Em alguma medida, fomos guiados pelos feitos de Rita Lee, a artista que, no final dos anos 1960, inventou a cartilha da música indie brasileira que vale até hoje, mas que jamais ficou parada nela. Ao contrário, rasgou essa cartilha e escreveu outra nos anos 1970, quando se tornou nossa maior roqueira. E mais uma, ainda mais rica, nos 1980, quando fundiu de uma vez por todas o rock e a MPB. Rita se tornaria grande estrela pop justamente nesse momento, ao juntar em sua música as várias pontas de um Brasil desigual que pouco se via e nunca conversava. Buscávamos a mesma coisa. Não buscávamos pouco.
Ficamos obstinados. E César passou a compor compulsivamente sob esses preceitos. Uma ideia minha, já antiga mas ainda inédita, norteou o começo do processo: levar o rock "Me Adora", de Pitty, à praia da bossa nova. César testou o arranjo no violão e - sucesso! - essa releitura se tornou um dos primeiros eixos do álbum. É também a única canção de "Tudo Tudo Tudo Tudo" que não foi escrita por César. Outro eixo foi a canção "Por um Segundo", parceria dele com Romulo Fróes escrita sob encomenda para Paulo Miklos. Doce e sem exibicionismos harmônicos, ela não foi gravada pelo ex-Titãs por questão de timing. Mas nos serviu muito para definir a linguagem que buscávamos.
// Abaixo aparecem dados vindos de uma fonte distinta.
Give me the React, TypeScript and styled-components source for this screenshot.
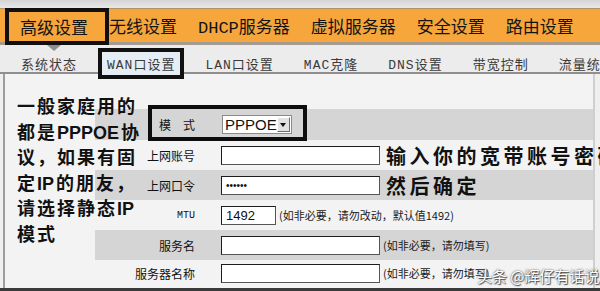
import styled, { createGlobalStyle, css } from 'styled-components';

const GlobalStyle = createGlobalStyle`
  html, body {
    margin: 0;
    padding: 0;
    background: #efefef;
  }
  body {
    font-family: "Noto Sans CJK SC", "Liberation Sans", sans-serif;
    overflow: hidden;
  }
`

const Page = styled.div`
  box-sizing: border-box;
  width: 600px;
  height: 291px;
  overflow: hidden;
  display: flex;
  flex-direction: column;
  background: #efefef;
  border-bottom: 3px solid #3a3a3a;
`

const TopStrip = styled.div`
  height: 8px;
  background: linear-gradient(#d4d4d4, #e8e8e8);
`

const NavBar = styled.div`
  height: 33px;
  display: flex;
  align-items: center;
  padding-left: 5px;
  background: #f7a63c;
  border-top: 1px solid #b4916a;
  border-bottom: 3px solid #a39a92;
  font-family: "Liberation Mono", "Noto Sans CJK SC", monospace;
  font-size: 17px;
  color: #141414;
  white-space: nowrap;
  position: relative;
  z-index: 2;
`

const NavItem = styled.div<{ $active?: boolean }>`
  position: relative;
  display: flex;
  align-items: center;
  ${p => p.$active ? css`
    align-self: flex-start;
    box-sizing: border-box;
    height: 37px;
    margin-top: -1px;
    padding: 0 17px 0 11px;
    border: 4px solid #101010;
  ` : css`
    margin-right: 21px;
  `}
`

const Pointer = styled.span`
  position: absolute;
  top: 33px;
  left: 38px;
  border-left: 7px solid transparent;
  border-right: 7px solid transparent;
  border-top: 6px solid #8e8e8e;
`

const SubNav = styled.div`
  box-sizing: border-box;
  height: 29px;
  padding: 9px 0 0 21px;
  display: flex;
  align-items: center;
  gap: 30px;
  background: #ececec;
  border-bottom: 2px solid #8f8f8f;
  font-family: "Liberation Mono", "Noto Sans CJK SC", monospace;
  font-size: 13px;
  letter-spacing: 1px;
  color: #3a3a3a;
  white-space: nowrap;
  position: relative;
  z-index: 1;
`

const SubItem = styled.div<{ $active?: boolean }>`
  ${p => p.$active && css`
    align-self: flex-start;
    box-sizing: border-box;
    height: 31px;
    margin: -6px -9px 0;
    padding: 0 5px;
    border: 4px solid #111;
    background: #e5edf5;
    display: flex;
    align-items: center;
  `}
`

const Content = styled.div`
  flex: 1;
  position: relative;
  margin: 0 5px 0 3px;
  padding-top: 35px;
  border-left: 2px solid #9d9d9d;
  border-right: 2px solid #cfcfcf;
  background: #f3f3f3;
`

const Form = styled.div`
  margin-left: 90px;
  display: flex;
  flex-direction: column;
`

const Row = styled.div<{ $shade?: boolean; $h?: number }>`
  position: relative;
  display: grid;
  grid-template-columns: 110px 1fr;
  height: ${p => p.$h ?? 30}px;
  background: ${p => (p.$shade ? '#d5d5d5' : 'transparent')};
`

const Label = styled.div<{ $mono?: boolean }>`
  display: flex;
  align-items: center;
  justify-content: flex-end;
  padding-right: 10px;
  font-size: ${p => (p.$mono ? '10px' : '12px')};
  font-family: ${p => (p.$mono ? '"Liberation Mono", monospace' : 'inherit')};
  color: #111;
  white-space: nowrap;
`

const Field = styled.div`
  display: flex;
  align-items: center;
  padding-left: 16px;
  min-width: 0;
  white-space: nowrap;
`

const TextBox = styled.input<{ $w?: number; $dots?: boolean }>`
  box-sizing: border-box;
  flex: none;
  width: ${p => p.$w ?? 159}px;
  height: 19px;
  margin: 0;
  padding: 0 4px;
  border: 1px solid #1c1c1c;
  border-right-color: #555;
  border-bottom-color: #555;
  background: #fff;
  font-family: "Liberation Sans", sans-serif;
  font-size: ${p => (p.$dots ? '10px' : '13px')};
  color: #111;
  outline: none;
`

const Select = styled.div`
  box-sizing: border-box;
  display: flex;
  align-items: center;
  width: 70px;
  height: 19px;
  margin-left: 1px;
  border: 1px solid #8a8a8a;
  background: #fff;
`

const SelectValue = styled.span`
  flex: 1;
  padding-left: 2px;
  font-family: "Liberation Sans", sans-serif;
  font-size: 15px;
  line-height: 17px;
  color: #111;
`

const SelectButton = styled.span`
  box-sizing: border-box;
  width: 14px;
  height: 15px;
  margin-right: 1px;
  border: 1px solid;
  border-color: #fff #6e6e6e #6e6e6e #fff;
  background: #e2e2e2;
  display: flex;
  align-items: center;
  justify-content: center;

  &::after {
    content: '';
    border-left: 3px solid transparent;
    border-right: 3px solid transparent;
    border-top: 4px solid #111;
  }
`

const Note = styled.span`
  margin-left: 3px;
  font-size: 11px;
  color: #1a1a1a;
`

const Shout = styled.span`
  margin-left: 6px;
  font-size: 20px;
  font-weight: 700;
  letter-spacing: 3.5px;
  color: #111;
`

const Highlight = styled.div`
  position: absolute;
  left: 53px;
  top: -4px;
  width: 159px;
  height: 36px;
  box-sizing: border-box;
  border: 4px solid #0d0d0d;
  pointer-events: none;
`

const Aside = styled.div`
  position: absolute;
  z-index: 2;
  left: 12px;
  top: 21px;
  font-family: "Liberation Sans", "Noto Sans CJK SC", sans-serif;
  font-size: 18px;
  font-weight: 700;
  line-height: 25.5px;
  letter-spacing: 2px;
  color: #111;
  white-space: nowrap;
`

const Latin = styled.span`
  letter-spacing: 0;
  margin-right: 2px;
`

const Watermark = styled.div`
  position: absolute;
  z-index: 2;
  left: 472px;
  top: 191px;
  font-size: 15px;
  color: #fff;
  white-space: nowrap;
  text-shadow: 0 0 2px #333, 1px 1px 1px #555;
`

const tabs = ['无线设置', 'DHCP服务器', '虚拟服务器', '安全设置', '路由设置'];
const subTabs = ['LAN口设置', 'MAC克隆', 'DNS设置', '带宽控制', '流量统计'];

export default function App() {
  return (
    <>
      <GlobalStyle />
      <Page>
        <TopStrip />
        <NavBar>
          <NavItem $active>
            高级设置
            <Pointer />
          </NavItem>
          {tabs.map(t => <NavItem key={t}>{t}</NavItem>)}
        </NavBar>
        <SubNav>
          <SubItem>系统状态</SubItem>
          <SubItem $active>WAN口设置</SubItem>
          {subTabs.map(t => <SubItem key={t}>{t}</SubItem>)}
        </SubNav>
        <Content>
          <Aside>
            <div>一般家庭用的</div>
            <div>都是<Latin>PPPOE</Latin>协</div>
            <div>议，如果有固</div>
            <div>定<Latin>IP</Latin>的朋友，</div>
            <div>请选择静态<Latin>IP</Latin></div>
            <div>模式</div>
          </Aside>
          <Form>
            <Row $shade $h={31}>
              <Label>模　式</Label>
              <Field>
                <Select>
                  <SelectValue>PPPOE</SelectValue>
                  <SelectButton />
                </Select>
              </Field>
              <Highlight />
            </Row>
            <Row>
              <Label>上网账号</Label>
              <Field>
                <TextBox readOnly value="" />
                <Shout>输入你的宽带账号密码</Shout>
              </Field>
            </Row>
            <Row $shade>
              <Label>上网口令</Label>
              <Field>
                <TextBox $dots readOnly value="••••••" />
                <Shout>然后确定</Shout>
              </Field>
            </Row>
            <Row>
              <Label $mono>MTU</Label>
              <Field>
                <TextBox $w={55} readOnly value="1492" />
                <Note>(如非必要，请勿改动，默认值1492)</Note>
              </Field>
            </Row>
            <Row $shade>
              <Label>服务名</Label>
              <Field>
                <TextBox readOnly value="" />
                <Note>(如非必要，请勿填写)</Note>
              </Field>
            </Row>
            <Row $h={26}>
              <Label>服务器名称</Label>
              <Field>
                <TextBox readOnly value="" />
                <Note>(如非必要，请勿填写)</Note>
              </Field>
            </Row>
          </Form>
          <Watermark>头条 @辉仔有话说</Watermark>
        </Content>
      </Page>
    </>
  );
}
Antes de levar o repertório a Elisio Freitas, o produtor musical que vestiria cada faixa com a pretendida simplicidade e desejada elegância, César fez uma série de "demos", acompanhando-se ao violão ou ao piano. O baú chegou a quase 30 canções inéditas, muitas muito boas, outras ótimas, das quais escolheríamos mais oito - todas essas escritas por César sozinho, música e letra. E, seguindo nosso desejo de não replicar vícios do indie, jamais ficaríamos presos a um mesmo gênero. Há, portanto, balada ("Por que Você Mora Assim Tão Longe?"), bossa ("Isso Também Vai Passar"), samba-canção ("Percebi seus Olhos em Mim"), pagode do Recôncavo ("Marrom da sua Cor"), pop com tempero country ("Sei Lá, Mil Coisas"), blues ("Fim da Linha"), funk ("O Homem Nu"), folk ("Quando Alguém"). Essa última ganhou a participação de Maria Gadú, que divide os vocais meio a meio com César Lacerda.
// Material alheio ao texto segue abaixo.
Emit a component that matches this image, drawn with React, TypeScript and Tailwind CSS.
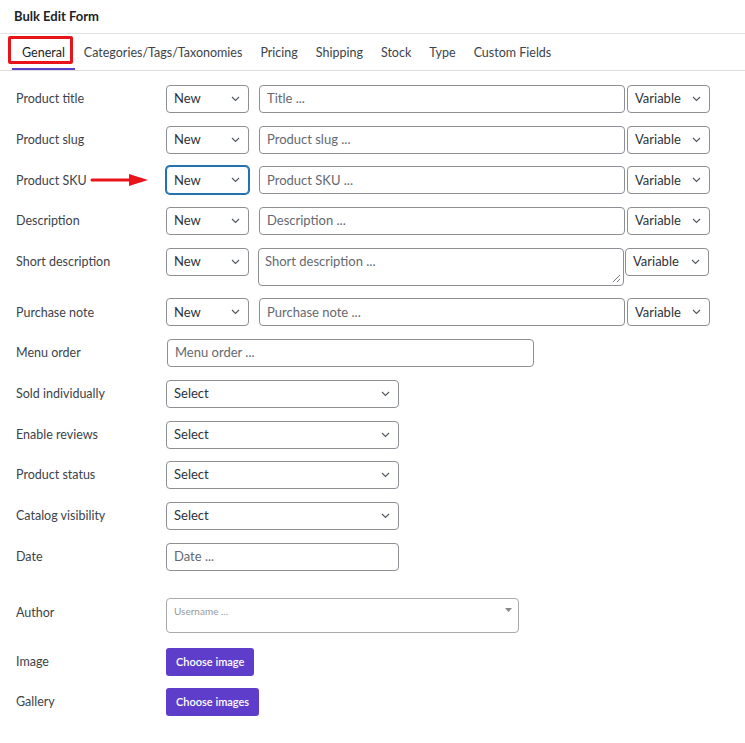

Multi-instrumentista, o próprio César toca os violões de aço e de náilon que amarram quase todas as faixas. Também são dele o piano de "Percebi seus Olhos em Mim", as flautas de "Me Adora" e o glockenspiel de "Isso Também Vai Passar". Elisio Freitas se revezou nos teclados, sintetizadores, baixos, violões, guitarras, percussão e programações. O time de instrumentistas conta ainda com as participações especialíssimas de Vitor Cabral (bateria), Rafa Castro (piano), Maria Beraldo (clarinete), Luiza Brina (violão de sete cordas), Nahor Gomes (flugelhorn), Thais Morais (violino) e Filipe Massumi (violoncelo). Os arranjos de corda são de César Lacerda.
Outro dado importante de "Tudo Tudo Tudo Tudo" é o novo registro que César encontrou para sua voz. Diferentemente do que acontecia nos três álbuns anteriores do artista mineiro (e em quase toda a discografia indie brasileira), ela surge mais clara, delicada e definida. Não se perde em malabarismos desnecessários, não está escondida atrás de efeitos e nem enterrada nos arranjos. A voz aproxima. Essa lição Rita Lee aprendeu com João Gilberto. E também está entre os itens essenciais na cartilha da inventora do pop brasileiro. Trazer para perto em vez de excluir. É isso o que de fato nos interessa agora.